In States of Things (2000), Rosalind Nashashibi superimposes an old Egyptian song over a 16mm black-and-white film of a Glasgow jumble sale. The un-dramatic event set against a soundtrack drawn from a hybrid past eloquently offers us insight into the co-existence of cultural identities.

Jeremy Deller’s After the Goldrush (2002) is a collection of photographs, bumper stickers and a video from a veterans’ parade day in California. Deller’s lo-fi, reflexive documentation draws attention to the ubiquitous camcorders that indiscriminately document our lives and rituals, while the patriotic Americana offers a disturbing vision of an empire which is overextending itself.

Julie Henry’s installation Going Down (1999) comprises two monitors showing videos of chanting fans from opposing football teams. The collective euphoria and disappointment suggests the sinister yet seductive power of patriotic ritual.

George Shaw’s paintings meticulously reproduce photographs of suburban England. Although they reference Romantic landscape painting, these scenes sinisterly evoke the brutal iconography of inner-city life rather than rural idyll. Marine Hugonnier’s Super-16mm film Ariana (2003) (named after Afghanistan’s national airline), and accompanying photographs of mountains in the Hindu Kush range, portray the landscape as a place of freedom, where enforced notions of utopia, such as Communism and Islamic Fundamentalism, have been resisted. As the artist attempts to shoot from Afghanistan’s highest panoramic vantage point, she suggests that this may be a form of cinematic colonialism – a point which is emphasised by the use of National Geographic travel cinematography. Ariana is reminiscent of Chris Marker’s Sans Soleil (1983), both formally and intellectually, as it raises questions about the possibility of representing the other.

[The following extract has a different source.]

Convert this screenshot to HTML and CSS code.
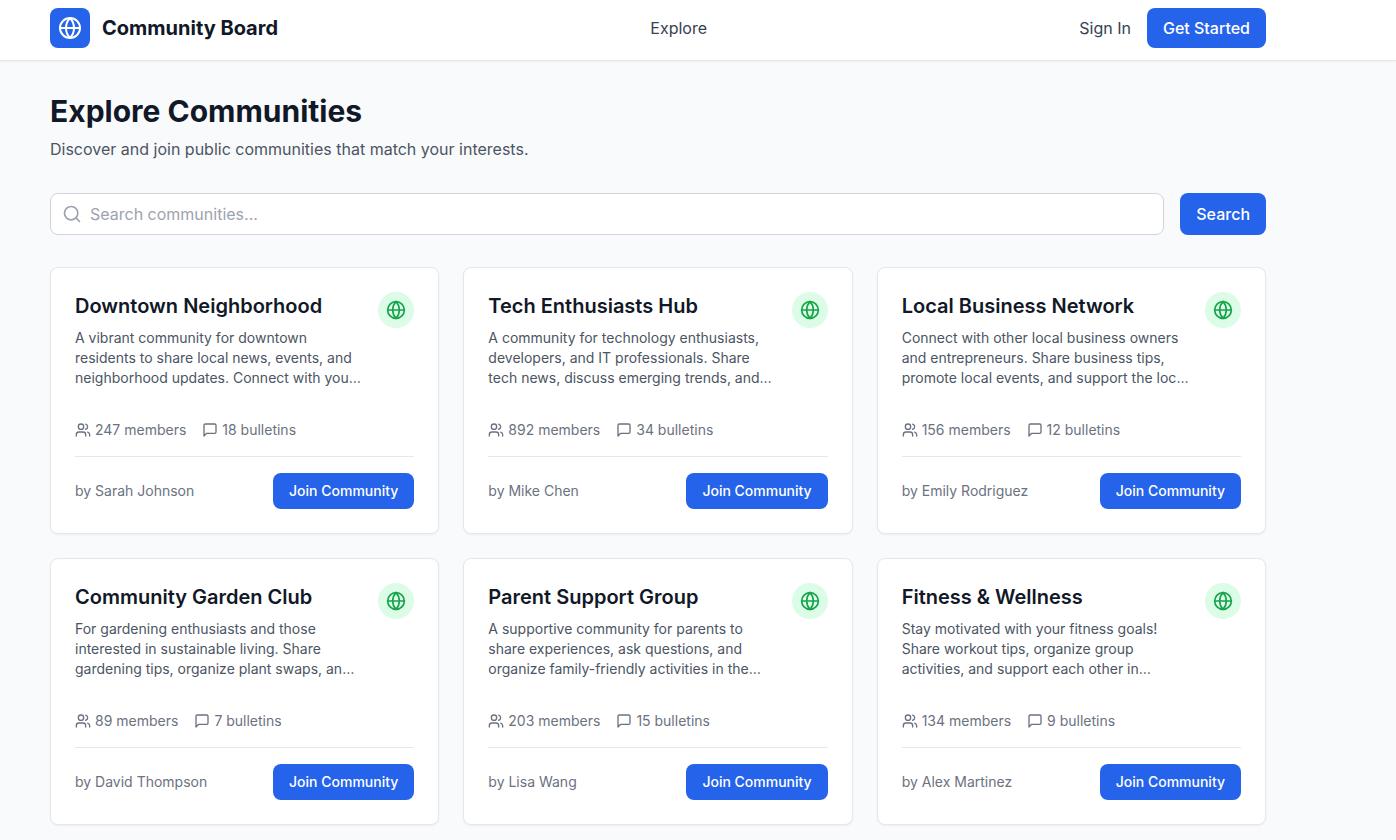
FILE: index.html
```html
<!DOCTYPE html>
<html lang="en">
<head>
    <meta charset="UTF-8">
    <meta name="viewport" content="width=device-width, initial-scale=1.0">
    <title>Community Board</title>
    <link rel="stylesheet" href="styles.css">
</head>
<body>
    <svg class="sprite" aria-hidden="true">
        <symbol id="globe" viewBox="0 0 24 24">
            <circle cx="12" cy="12" r="10"/>
            <path d="M12 2a14.5 14.5 0 0 0 0 20 14.5 14.5 0 0 0 0-20"/>
            <path d="M2 12h20"/>
        </symbol>
        <symbol id="users" viewBox="0 0 24 24">
            <path d="M16 21v-2a4 4 0 0 0-4-4H6a4 4 0 0 0-4 4v2"/>
            <circle cx="9" cy="7" r="4"/>
            <path d="M22 21v-2a4 4 0 0 0-3-3.87"/>
            <path d="M16 3.13a4 4 0 0 1 0 7.75"/>
        </symbol>
        <symbol id="message" viewBox="0 0 24 24">
            <path d="M21 15a2 2 0 0 1-2 2H7l-4 4V5a2 2 0 0 1 2-2h14a2 2 0 0 1 2 2z"/>
        </symbol>
        <symbol id="search" viewBox="0 0 24 24">
            <circle cx="11" cy="11" r="8"/>
            <path d="m21 21-4.3-4.3"/>
        </symbol>
    </svg>

    <header class="header">
        <div class="container header-row">
            <a class="logo" href="#">
                <span class="logo-icon"><svg class="icon icon-lg"><use href="#globe"/></svg></span>
                Community Board
            </a>
            <nav>
                <a class="nav-link" href="#">Explore</a>
            </nav>
            <div class="header-actions">
                <a class="nav-link" href="#">Sign In</a>
                <a class="btn" href="#">Get Started</a>
            </div>
        </div>
    </header>

    <main class="container main">
        <h1>Explore Communities</h1>
        <p class="subtitle">Discover and join public communities that match your interests.</p>

        <form class="search">
            <label class="search-box">
                <svg class="icon icon-md" aria-hidden="true"><use href="#search"/></svg>
                <input type="text" placeholder="Search communities..." aria-label="Search communities">
            </label>
            <button class="btn" type="button">Search</button>
        </form>

        <div class="grid">
            <article class="card">
                <div class="card-top">
                    <div class="card-text">
                        <h2>Downtown Neighborhood</h2>
                        <p>A vibrant community for downtown residents to share local news, events, and neighborhood updates. Connect with your neighbors and stay informed.</p>
                    </div>
                    <span class="badge"><svg class="icon icon-md"><use href="#globe"/></svg></span>
                </div>
                <div class="stats">
                    <span class="stat"><svg class="icon"><use href="#users"/></svg>247 members</span>
                    <span class="stat"><svg class="icon"><use href="#message"/></svg>18 bulletins</span>
                </div>
                <div class="card-bottom">
                    <span>by Sarah Johnson</span>
                    <button class="btn btn-sm" type="button">Join Community</button>
                </div>
            </article>

            <article class="card">
                <div class="card-top">
                    <div class="card-text">
                        <h2>Tech Enthusiasts Hub</h2>
                        <p>A community for technology enthusiasts, developers, and IT professionals. Share tech news, discuss emerging trends, and collaborate on projects.</p>
                    </div>
                    <span class="badge"><svg class="icon icon-md"><use href="#globe"/></svg></span>
                </div>
                <div class="stats">
                    <span class="stat"><svg class="icon"><use href="#users"/></svg>892 members</span>
                    <span class="stat"><svg class="icon"><use href="#message"/></svg>34 bulletins</span>
                </div>
                <div class="card-bottom">
                    <span>by Mike Chen</span>
                    <button class="btn btn-sm" type="button">Join Community</button>
                </div>
            </article>

            <article class="card">
                <div class="card-top">
                    <div class="card-text">
                        <h2>Local Business Network</h2>
                        <p>Connect with other local business owners and entrepreneurs. Share business tips, promote local events, and support the local economy.</p>
                    </div>
                    <span class="badge"><svg class="icon icon-md"><use href="#globe"/></svg></span>
                </div>
                <div class="stats">
                    <span class="stat"><svg class="icon"><use href="#users"/></svg>156 members</span>
                    <span class="stat"><svg class="icon"><use href="#message"/></svg>12 bulletins</span>
                </div>
                <div class="card-bottom">
                    <span>by Emily Rodriguez</span>
                    <button class="btn btn-sm" type="button">Join Community</button>
                </div>
            </article>

            <article class="card">
                <div class="card-top">
                    <div class="card-text">
                        <h2>Community Garden Club</h2>
                        <p>For gardening enthusiasts and those interested in sustainable living. Share gardening tips, organize plant swaps, and maintain our gardens.</p>
                    </div>
                    <span class="badge"><svg class="icon icon-md"><use href="#globe"/></svg></span>
                </div>
                <div class="stats">
                    <span class="stat"><svg class="icon"><use href="#users"/></svg>89 members</span>
                    <span class="stat"><svg class="icon"><use href="#message"/></svg>7 bulletins</span>
                </div>
                <div class="card-bottom">
                    <span>by David Thompson</span>
                    <button class="btn btn-sm" type="button">Join Community</button>
                </div>
            </article>

            <article class="card">
                <div class="card-top">
                    <div class="card-text">
                        <h2>Parent Support Group</h2>
                        <p>A supportive community for parents to share experiences, ask questions, and organize family-friendly activities in the neighborhood.</p>
                    </div>
                    <span class="badge"><svg class="icon icon-md"><use href="#globe"/></svg></span>
                </div>
                <div class="stats">
                    <span class="stat"><svg class="icon"><use href="#users"/></svg>203 members</span>
                    <span class="stat"><svg class="icon"><use href="#message"/></svg>15 bulletins</span>
                </div>
                <div class="card-bottom">
                    <span>by Lisa Wang</span>
                    <button class="btn btn-sm" type="button">Join Community</button>
                </div>
            </article>

            <article class="card">
                <div class="card-top">
                    <div class="card-text">
                        <h2>Fitness &amp; Wellness</h2>
                        <p>Stay motivated with your fitness goals! Share workout tips, organize group activities, and support each other in maintaining healthy lifestyles.</p>
                    </div>
                    <span class="badge"><svg class="icon icon-md"><use href="#globe"/></svg></span>
                </div>
                <div class="stats">
                    <span class="stat"><svg class="icon"><use href="#users"/></svg>134 members</span>
                    <span class="stat"><svg class="icon"><use href="#message"/></svg>9 bulletins</span>
                </div>
                <div class="card-bottom">
                    <span>by Alex Martinez</span>
                    <button class="btn btn-sm" type="button">Join Community</button>
                </div>
            </article>
        </div>
    </main>
</body>
</html>
```

FILE: styles.css
```css
* {
    box-sizing: border-box;
    margin: 0;
    padding: 0;
}
body {
    font-family: Inter, sans-serif;
    font-size: 16px;
    line-height: 24px;
    color: #111827;
    background-color: #f9fafb;
}
a {
    color: inherit;
    text-decoration: none;
}
.sprite {
    display: none;
}
.icon {
    width: 16px;
    height: 16px;
    flex-shrink: 0;
    fill: none;
    stroke: currentColor;
    stroke-width: 2;
    stroke-linecap: round;
    stroke-linejoin: round;
}
.icon-md {
    width: 20px;
    height: 20px;
}
.icon-lg {
    width: 24px;
    height: 24px;
}
.container {
    max-width: 1280px;
    margin-left: 18px;
    padding: 0 32px;
}

/* header */
.header {
    background-color: #fff;
    border-bottom: 1px solid #e5e7eb;
    box-shadow: 0 1px 2px rgba(0, 0, 0, 0.05);
    padding: 8px 0 12px;
}
.header-row {
    display: flex;
    justify-content: space-between;
    align-items: center;
}
.logo {
    display: flex;
    align-items: center;
    gap: 12px;
    font-size: 20px;
    font-weight: 700;
}
.logo-icon {
    display: flex;
    padding: 8px;
    border-radius: 8px;
    color: #fff;
    background-color: #2563eb;
}
.nav-link {
    color: #374151;
}
.header-actions {
    display: flex;
    align-items: center;
    gap: 16px;
}
.btn {
    padding: 8px 16px;
    border: none;
    border-radius: 8px;
    font-family: inherit;
    font-size: 16px;
    font-weight: 500;
    line-height: 24px;
    color: #fff;
    background-color: #2563eb;
    cursor: pointer;
}
.btn:hover {
    background-color: #1d4ed8;
}
.btn-sm {
    font-size: 14px;
    line-height: 20px;
}

/* page intro and search */
.main {
    padding-top: 32px;
    padding-bottom: 32px;
}
h1 {
    font-size: 30px;
    font-weight: 700;
    line-height: 36px;
    margin-bottom: 8px;
}
.subtitle {
    color: #4b5563;
    margin-bottom: 32px;
}
.search {
    display: flex;
    gap: 16px;
    margin-bottom: 32px;
}
.search-box {
    flex: 1;
    display: flex;
    align-items: center;
    gap: 8px;
    padding: 8px 11px;
    border: 1px solid #d1d5db;
    border-radius: 8px;
    color: #9ca3af;
    background-color: #fff;
}
.search-box input {
    flex: 1;
    border: none;
    outline: none;
    font: inherit;
    color: #111827;
    background: none;
}
.search-box input::placeholder {
    color: #9ca3af;
}

/* community cards */
.grid {
    display: grid;
    grid-template-columns: repeat(3, 1fr);
    gap: 24px;
}
.card {
    padding: 24px;
    border: 1px solid #e5e7eb;
    border-radius: 8px;
    font-size: 14px;
    line-height: 20px;
    color: #6b7280;
    background-color: #fff;
    box-shadow: 0 1px 2px rgba(0, 0, 0, 0.05);
}
.card-top {
    display: flex;
    align-items: flex-start;
    gap: 16px;
    margin-bottom: 32px;
}
.card-text {
    flex: 1;
}
.card-text h2 {
    font-size: 20px;
    font-weight: 600;
    line-height: 28px;
    color: #111827;
    margin-bottom: 8px;
}
.card-text p {
    display: -webkit-box;
    -webkit-box-orient: vertical;
    -webkit-line-clamp: 3;
    overflow: hidden;
    color: #4b5563;
}
.badge {
    display: flex;
    padding: 8px;
    border-radius: 50%;
    color: #16a34a;
    background-color: #dcfce7;
}
.stats {
    display: flex;
    gap: 16px;
    margin-bottom: 16px;
}
.stat {
    display: flex;
    align-items: center;
    gap: 4px;
}
.card-bottom {
    display: flex;
    justify-content: space-between;
    align-items: center;
    padding-top: 16px;
    border-top: 1px solid #e5e7eb;
}
```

While the work at Xippas Gallery is concerned with personal and subjective notions of ideology, culture and identity, the work at Ileana Tounda Contemporary Art Centre is more preoccupied with exploring the utopian and formal legacies of Modernism. Toby Patterson, for instance, has responded to the architectural developments in the city by focusing on the Eleftherias Park, which was designed by Panos Vokotopoulos in the 1960s and, like much of Athens, is now under re-construction for the Olympic bid. This has been a site of political contestation in recent years, as developers have attempted to re-designate this public space. Patterson’s monumental acrylic wall drawing is reconfigured from an architectural design into an idealised abstraction. Like Walter Benjamin, Patterson seems to be commenting on the fate of Modernism’s utopian architectural projects, whose success can only be conceived as idealised designs. Once the architectural project has been realised, the process of dissolution and ruination is already in place. Therefore, according to Benjamin’s dialectical concept, Modernism can only be conceived of as a failed project. Patterson’s model offers us a vision of architectural utopian idealism before it undergoes the inevitable process of decline.

Runa Islam’s looped 16mm film, Parallel (2001), required the gallery to import a unique loop projector, in itself a spectacular piece of cinematographic apparatus. The loop cuts from a blue screen to a panoramic view of Athens to a close up of a woman spinning a ring on a table. While nostalgically gesturing towards the films of Jean-Luc Godard, this film dispenses with the formal rigours of Godardian structure in favour of a stylised simulation. The loop is made up of narrative fragments that explore the relationship between the subject and the city.

Beyond the galleries, the show includes a series of screenings at the British Council, who produced and organised the exhibition. Sitting in the empty basement cinema watching Handsworth Songs (1986) by the Black Audio Film Collective, I am reminded of a city that played out its post-colonial identity through violent struggle. Nearly 20 years after the race riots of the 1980s, Handsworth Songs is being shown alongside a second generation of artists who have emerged from that history. Outside, meanwhile, a new generation of immigrants in another European city are in the process of becoming the future.